Through the systematic removal of our peculiar rituals as followers of Jesus in favor of pluralistic appeal we have not expanded the body of Christ; rather we have stretched it thin, watered it down, domesticated it so that we are palatable in the mouths of those not yet part of the Jesus tribe. We have replaced the call to Eucharist (community) with something devoid of the calling cards that make Christian worship what it should be. Through our attempt to provide a seeker-sensitive approach we have altered Sabbath beyond it's original intent. As Alan Hirsch would say we have tried to be an extractional force; attempting, like a vacuum cleaner, to pull folks out of the world and into the church. We have asked them not only to do all of the work of entering the community, once they braved the waters we have nothing compelling to share.
I am concerened that we are failing as churches because we have become the exact thing we tried so hard to avoid. Through the removal of ritual we have created a community devoid of anything inspiring, challenging, and peculiar. What attracts people to baseball, more so than the act of a bat hitting a ball, is the community of the faithful, their peculiar ways of being baseball fans. In short baseball (and sport in general) offers a far more compelling narrative to be a part of than the average evangelical church, and it is largely rooted in the evangelical church's desire to be more like the world than like the Eucharistic Jesus Tribe of the New Testament.

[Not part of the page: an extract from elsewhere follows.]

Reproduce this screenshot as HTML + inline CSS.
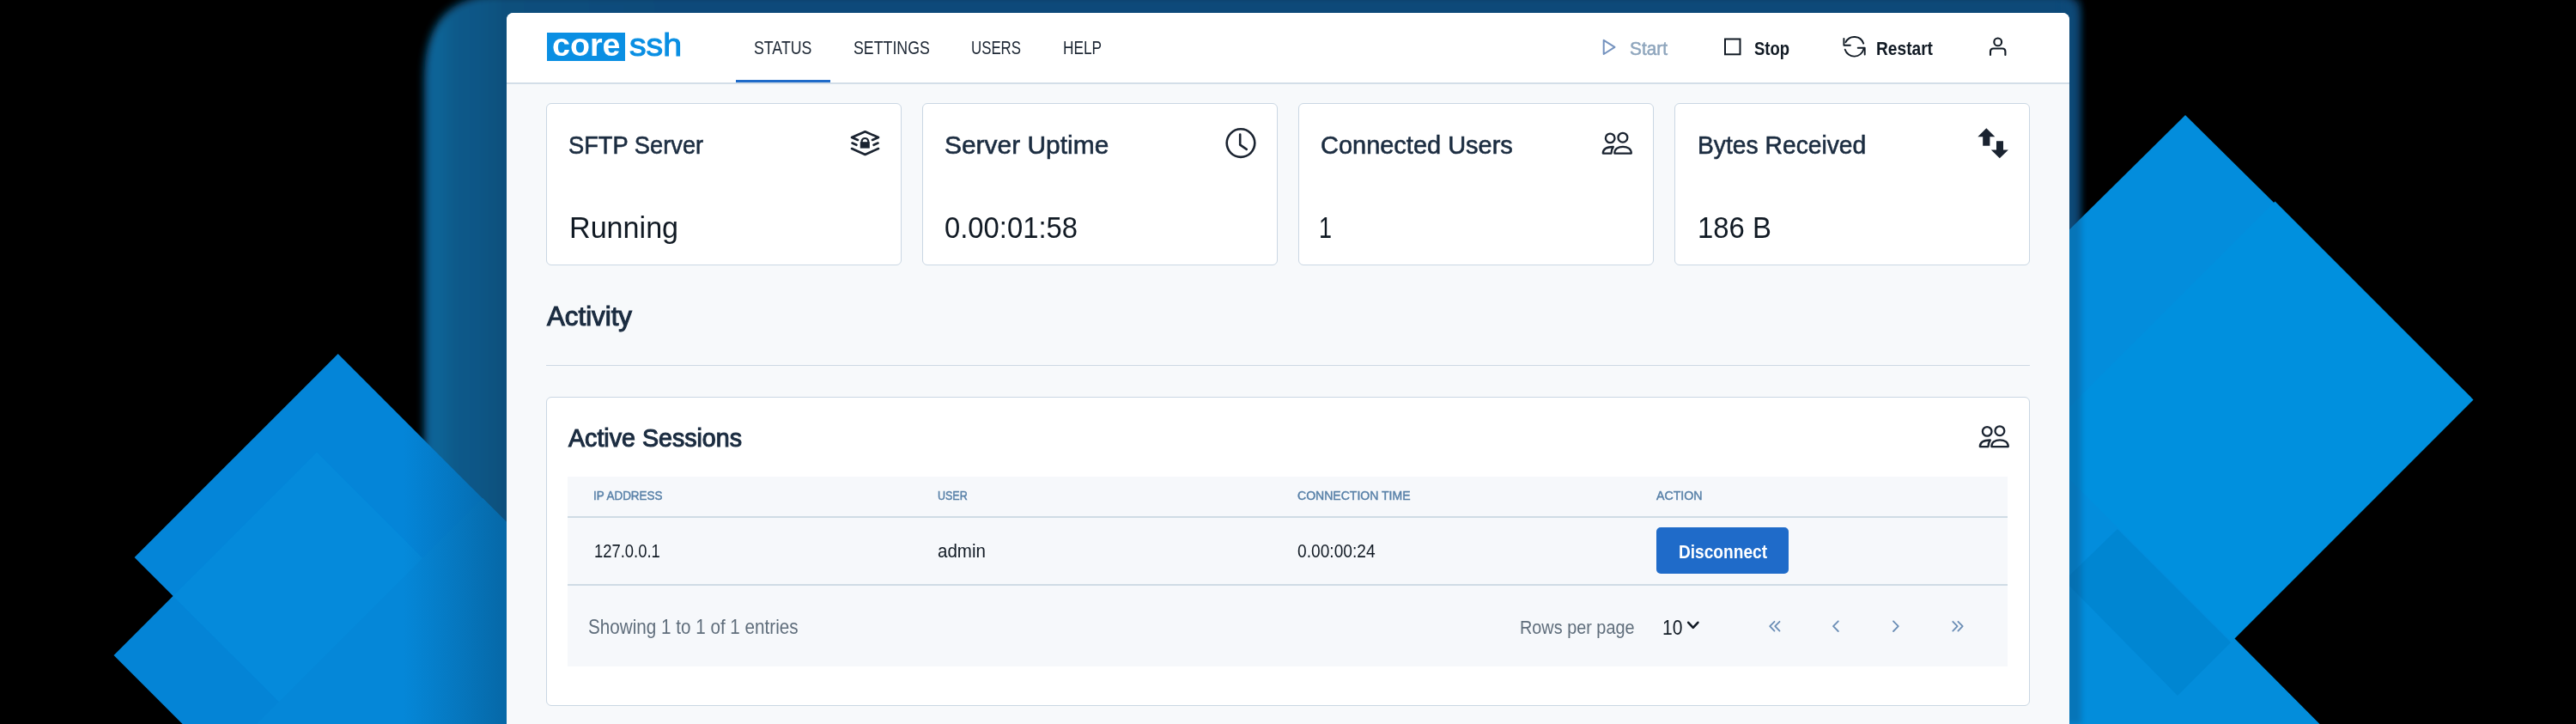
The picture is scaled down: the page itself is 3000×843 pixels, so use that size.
<!DOCTYPE html>
<html><head><meta charset="utf-8">
<style>
html,body{margin:0;padding:0;width:3000px;height:843px;overflow:hidden;background:#000;}
body{position:relative;font-family:"Liberation Sans",sans-serif;}
.abs{position:absolute;}
.tx{position:absolute;white-space:nowrap;line-height:normal;transform-origin:0 0;font-family:"Liberation Sans",sans-serif;}
#win{position:absolute;left:590px;top:15px;width:1820px;height:840px;background:#f7f9fb;border-radius:8px 8px 0 0;overflow:hidden;}
#hdr{position:absolute;left:590px;top:15px;width:1820px;height:81px;background:#fff;border-radius:8px 8px 0 0;border-bottom:2px solid #d3dee8;}
.card{position:absolute;background:#fff;border:1.7px solid #cad7e3;border-radius:6px;box-sizing:border-box;}
</style></head>
<body>
<svg class="abs" style="left:0;top:0" width="3000" height="843" viewBox="0 0 3000 843">
  <defs>
    <linearGradient id="gl" x1="490" y1="0" x2="2422" y2="0" gradientUnits="userSpaceOnUse">
      <stop offset="0" stop-color="#0b5e93"/>
      <stop offset="0.01" stop-color="#0b6598"/>
      <stop offset="0.02" stop-color="#0b5a8a"/>
      <stop offset="0.035" stop-color="#0b5686"/>
      <stop offset="0.052" stop-color="#0b4f7b"/>
      <stop offset="0.15" stop-color="#0d4a7a"/>
      <stop offset="1" stop-color="#0e4878"/>
    </linearGradient>
    <linearGradient id="ov" x1="470" y1="0" x2="590" y2="0" gradientUnits="userSpaceOnUse">
      <stop offset="0" stop-color="#08304f" stop-opacity="0"/>
      <stop offset="0.3" stop-color="#08304f" stop-opacity="0.1"/>
      <stop offset="1" stop-color="#08304f" stop-opacity="0.36"/>
    </linearGradient>
    <clipPath id="dclip">
      <polygon points="393.6,412 630.6,649 393.6,886 156.6,649"/>
      <polygon points="369,526.5 605.5,763 369,999.5 132.5,763"/>
      <polygon points="562,580 900,918 562,1256 224,918"/>
    </clipPath>
    <filter id="bl" x="-5%" y="-10%" width="110%" height="120%"><feGaussianBlur stdDeviation="5"/></filter>
    <filter id="bl2" x="-50%" y="-10%" width="200%" height="120%"><feGaussianBlur stdDeviation="3"/></filter>
  </defs>
  <rect width="3000" height="843" fill="#000"/>
  <!-- glow under -->
  <path d="M582,-6 L2398,-6 Q2422,-6 2422,18 L2422,900 L494,900 L494,92 Q494,-6 582,-6 Z" fill="url(#gl)" filter="url(#bl)"/>
  <!-- left diamonds -->
  <polygon points="393.6,412 630.6,649 393.6,886 156.6,649" fill="#0485d8"/>
  <polygon points="369,526.5 605.5,763 369,999.5 132.5,763" fill="#0484d6"/>
  <polygon points="369,526.5 561,718.5 393.6,886 201.5,694" fill="#058adb"/>
  <polygon points="562,580 900,918 562,1256 224,918" fill="#0587d8"/>
  <!-- right diamonds -->
  <polygon points="2380,560 2784,560 2601.5,742.5 2702,843.5 2380,843.5" fill="#038ddb"/>
  <polygon points="2545,134 2878,463 2545,796 2212,463" fill="#038ddc"/>
  <polygon points="2649.5,234.5 2880.5,465.5 2599,747 2368,516" fill="#0090de"/>
  <polygon points="2466,616 2598,748 2536,810 2404,676" fill="#0086d2"/>
  <!-- overlays -->
  <rect x="470" y="0" width="125" height="843" fill="url(#ov)" clip-path="url(#dclip)"/>
  <rect x="2400" y="0" width="24" height="843" fill="#0a4a78" opacity="0.35" filter="url(#bl2)"/>
</svg>
<div id="win"></div>
<div id="hdr"></div>
<!-- active tab underline -->
<div class="abs" style="left:857px;top:93px;width:110px;height:3px;background:#1f6bc9"></div>
<!-- logo box -->
<div class="abs" style="left:636.6px;top:37.9px;width:91.1px;height:33.2px;background:#0a8fe3"></div>
<!-- cards -->
<div class="card" style="left:636px;top:120px;width:414px;height:188.5px"></div>
<div class="card" style="left:1074px;top:120px;width:414px;height:188.5px"></div>
<div class="card" style="left:1512px;top:120px;width:414px;height:188.5px"></div>
<div class="card" style="left:1950px;top:120px;width:414px;height:188.5px"></div>
<!-- divider -->
<div class="abs" style="left:636px;top:424.5px;width:1728px;height:1.5px;background:#cdd9e4"></div>
<!-- sessions card -->
<div class="card" style="left:636px;top:462px;width:1728px;height:359.5px"></div>
<div class="abs" style="left:661px;top:555px;width:1677px;height:221px;background:#f6f8fb"></div>
<div class="abs" style="left:661px;top:601px;width:1677px;height:2px;background:#cfdbe5"></div>
<div class="abs" style="left:661px;top:680px;width:1677px;height:2px;background:#cfdbe5"></div>
<!-- button -->
<div class="abs" style="left:1929px;top:614px;width:154px;height:54px;background:#1f6bc9;border-radius:5px"></div>

<div class="tx" style="left:642.5px;top:31.3px;font-size:37.50px;font-weight:700;color:#ffffff;transform:scaleX(1.0036);">core</div>
<div class="tx" style="left:732.5px;top:30.5px;font-size:37.50px;font-weight:400;color:#0a8fe3;transform:scaleX(1.0452);-webkit-text-stroke:1.1px #0a8fe3;">ssh</div>
<div class="tx" style="left:878.0px;top:43.3px;font-size:22.03px;font-weight:400;color:#1c2633;transform:scaleX(0.8064);">STATUS</div>
<div class="tx" style="left:993.5px;top:43.3px;font-size:22.03px;font-weight:400;color:#1c2633;transform:scaleX(0.8066);">SETTINGS</div>
<div class="tx" style="left:1131.2px;top:43.3px;font-size:22.03px;font-weight:400;color:#1c2633;transform:scaleX(0.7646);">USERS</div>
<div class="tx" style="left:1238.1px;top:43.3px;font-size:22.03px;font-weight:400;color:#1c2633;transform:scaleX(0.7841);">HELP</div>
<div class="tx" style="left:1898.0px;top:43.9px;font-size:21.59px;font-weight:400;color:#8fa6bd;transform:scaleX(0.9654);-webkit-text-stroke:0.5px #8fa6bd;">Start</div>
<div class="tx" style="left:2043.0px;top:43.9px;font-size:21.59px;font-weight:700;color:#111a24;transform:scaleX(0.8550);">Stop</div>
<div class="tx" style="left:2185.0px;top:43.9px;font-size:21.59px;font-weight:700;color:#111a24;transform:scaleX(0.8876);">Restart</div>
<div class="tx" style="left:662.0px;top:151.9px;font-size:29.42px;font-weight:400;color:#1b2c40;transform:scaleX(0.9279);-webkit-text-stroke:0.6px #1b2c40;">SFTP Server</div>
<div class="tx" style="left:1099.7px;top:151.9px;font-size:29.42px;font-weight:400;color:#1b2c40;transform:scaleX(1.0179);-webkit-text-stroke:0.6px #1b2c40;">Server Uptime</div>
<div class="tx" style="left:1538.0px;top:151.9px;font-size:29.42px;font-weight:400;color:#1b2c40;transform:scaleX(0.9850);-webkit-text-stroke:0.6px #1b2c40;">Connected Users</div>
<div class="tx" style="left:1976.5px;top:151.9px;font-size:29.42px;font-weight:400;color:#1b2c40;transform:scaleX(0.9608);-webkit-text-stroke:0.6px #1b2c40;">Bytes Received</div>
<div class="tx" style="left:663.0px;top:245.2px;font-size:35.65px;font-weight:400;color:#111a24;transform:scaleX(0.9573);">Running</div>
<div class="tx" style="left:1099.7px;top:245.2px;font-size:35.65px;font-weight:400;color:#111a24;transform:scaleX(0.9201);">0.00:01:58</div>
<div class="tx" style="left:1536.0px;top:245.2px;font-size:35.65px;font-weight:400;color:#111a24;transform:scaleX(0.7565);">1</div>
<div class="tx" style="left:1976.5px;top:245.2px;font-size:35.65px;font-weight:400;color:#111a24;transform:scaleX(0.9233);">186 B</div>
<div class="tx" style="left:637.0px;top:351.0px;font-size:30.43px;font-weight:400;color:#1b2c40;transform:scaleX(1.0274);-webkit-text-stroke:1.1px #1b2c40;">Activity</div>
<div class="tx" style="left:662.0px;top:493.8px;font-size:28.99px;font-weight:400;color:#1b2c40;transform:scaleX(0.9873);-webkit-text-stroke:1.1px #1b2c40;">Active Sessions</div>
<div class="tx" style="left:691.0px;top:569.4px;font-size:14.49px;font-weight:400;color:#5880a8;transform:scaleX(0.9286);-webkit-text-stroke:0.45px #5880a8;">IP ADDRESS</div>
<div class="tx" style="left:1092.3px;top:569.4px;font-size:14.49px;font-weight:400;color:#5880a8;transform:scaleX(0.8621);-webkit-text-stroke:0.45px #5880a8;">USER</div>
<div class="tx" style="left:1511.0px;top:569.4px;font-size:14.49px;font-weight:400;color:#5880a8;transform:scaleX(0.9695);-webkit-text-stroke:0.45px #5880a8;">CONNECTION TIME</div>
<div class="tx" style="left:1929.4px;top:569.4px;font-size:14.49px;font-weight:400;color:#5880a8;transform:scaleX(0.9793);-webkit-text-stroke:0.45px #5880a8;">ACTION</div>
<div class="tx" style="left:692.0px;top:629.6px;font-size:21.45px;font-weight:400;color:#111a24;transform:scaleX(0.8590);">127.0.0.1</div>
<div class="tx" style="left:1092.3px;top:629.6px;font-size:21.45px;font-weight:400;color:#111a24;transform:scaleX(0.9573);">admin</div>
<div class="tx" style="left:1511.0px;top:629.6px;font-size:21.45px;font-weight:400;color:#111a24;transform:scaleX(0.8941);">0.00:00:24</div>
<div class="tx" style="left:1955.0px;top:629.6px;font-size:21.74px;font-weight:700;color:#ffffff;transform:scaleX(0.8792);">Disconnect</div>
<div class="tx" style="left:685.0px;top:717.3px;font-size:23.19px;font-weight:400;color:#5f6d7b;transform:scaleX(0.8909);">Showing 1 to 1 of 1 entries</div>
<div class="tx" style="left:1770.0px;top:718.6px;font-size:21.45px;font-weight:400;color:#5f6d7b;transform:scaleX(0.9258);">Rows per page</div>
<div class="tx" style="left:1935.5px;top:716.7px;font-size:23.91px;font-weight:400;color:#111a24;transform:scaleX(0.8837);">10</div>

<svg class="abs" style="left:0;top:0;pointer-events:none" width="3000" height="843" viewBox="0 0 3000 843" fill="none" stroke-linecap="round" stroke-linejoin="round">
  <!-- play -->
  <polygon points="1867.7,46.8 1867.7,63 1880.5,54.9" stroke="#7593bf" stroke-width="2"/>
  <!-- stop -->
  <rect x="2009" y="45.5" width="17.5" height="17.8" stroke="#111a24" stroke-width="2" stroke-linejoin="miter"/>
  <!-- restart -->
  <g stroke="#111a24" stroke-width="1.9">
    <path d="M2149.45,49.14 A11.3,11.3 0 0 1 2170.2,50.66"/>
    <path d="M2147.4,45 L2147.4,52.7 L2154.9,52.7"/>
    <path d="M2148.73,57.72 A11.3,11.3 0 0 0 2170.45,57.09"/>
    <path d="M2163.7,55.7 L2171.7,55.7 L2171.7,63.5"/>
  </g>
  <!-- user -->
  <g stroke="#111a24" stroke-width="2.1">
    <circle cx="2326.7" cy="48.9" r="4.4"/>
    <path d="M2318,64 L2318,60 Q2318,56.5 2321.5,56.5 L2332,56.5 Q2335.4,56.5 2335.4,60 L2335.4,64"/>
  </g>
  <!-- sftp icon -->
  <g stroke="#1a2330" stroke-width="2.6">
    <path d="M999,163 L992,160 L1007.5,153.2 L1023,160 L1016,163"/>
    <path d="M992.5,166.5 L997.5,168.8"/>
    <path d="M1017.5,168.8 L1022.5,166.5"/>
    <path d="M992,173 L1007.5,180 L1023,173"/>
    <path d="M1003.6,166 L1003.6,164 A3.9,3.9 0 0 1 1011.2,164 L1011.2,166" stroke-width="2.2"/>
  </g>
  <rect x="1001.8" y="165.2" width="11" height="7.4" fill="#1a2330"/>
  <!-- clock -->
  <g stroke="#1a2330" stroke-width="2.6">
    <circle cx="1445" cy="166.6" r="16.3"/>
    <path d="M1444.2,156.6 L1444.2,168.7 L1451.8,173.8"/>
  </g>
  <!-- users -->
  <g id="usr" stroke="#1a2330" stroke-width="2.3">
    <circle cx="1875.2" cy="160.9" r="5.3"/>
    <circle cx="1889.9" cy="160.2" r="5.4"/>
    <path d="M1880.3,178.6 C1880.3,173.2 1884.6,170.8 1890,170.8 C1895.4,170.8 1899.8,173.2 1899.8,178.6 Z"/>
    <path d="M1866.8,178.6 C1866.8,174 1870,171 1878.8,171 C1877,173.5 1876.5,176 1876.5,178.6 Z"/>
  </g>
  <use href="#usr" transform="translate(439,341.5)"/>
  <!-- arrows -->
  <polygon points="2313.3,149.3 2323.3,159.3 2317.4,159.3 2317.4,169.7 2309.2,169.7 2309.2,159.3 2303.3,159.3" fill="#1a2330" stroke="none"/>
  <polygon points="2325,164.2 2333,164.2 2333,174.5 2338.9,174.5 2328.8,184.2 2318.8,174.5 2325,174.5" fill="#1a2330" stroke="none"/>
  <!-- dropdown chevron -->
  <path d="M1966.2,724.8 L1971.8,730.8 L1977.4,724.8" stroke="#111a24" stroke-width="2.6"/>
  <!-- pagination -->
  <g stroke="#6a8db5" stroke-width="1.8">
    <path d="M2066.5,723.8 L2061.2,729.2 L2066.5,734.6 M2072.5,723.8 L2067.2,729.2 L2072.5,734.6"/>
    <path d="M2140.8,723.3 L2135,729.2 L2140.8,735"/>
    <path d="M2205,723.3 L2210.8,729.2 L2205,735"/>
    <path d="M2274.3,723.8 L2279.6,729.2 L2274.3,734.6 M2280.4,723.8 L2285.7,729.2 L2280.4,734.6"/>
  </g>
</svg>
</body></html>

I am not advocating an exclusiveness; rather a uniqueness of being that incarnates the gospel. If the evangelical church is to survive it must begin the act of reclaiming it's place as a peculiar community in which ritual; scripture reading, prayer, and Eucharist are a vibrant and visible part of their narrative. It is only by embracing our peculiarities as followers of Christ that we have anything compelling to offer the world. We can't water down our wine and expect anyone to drink it, let alone come back for more.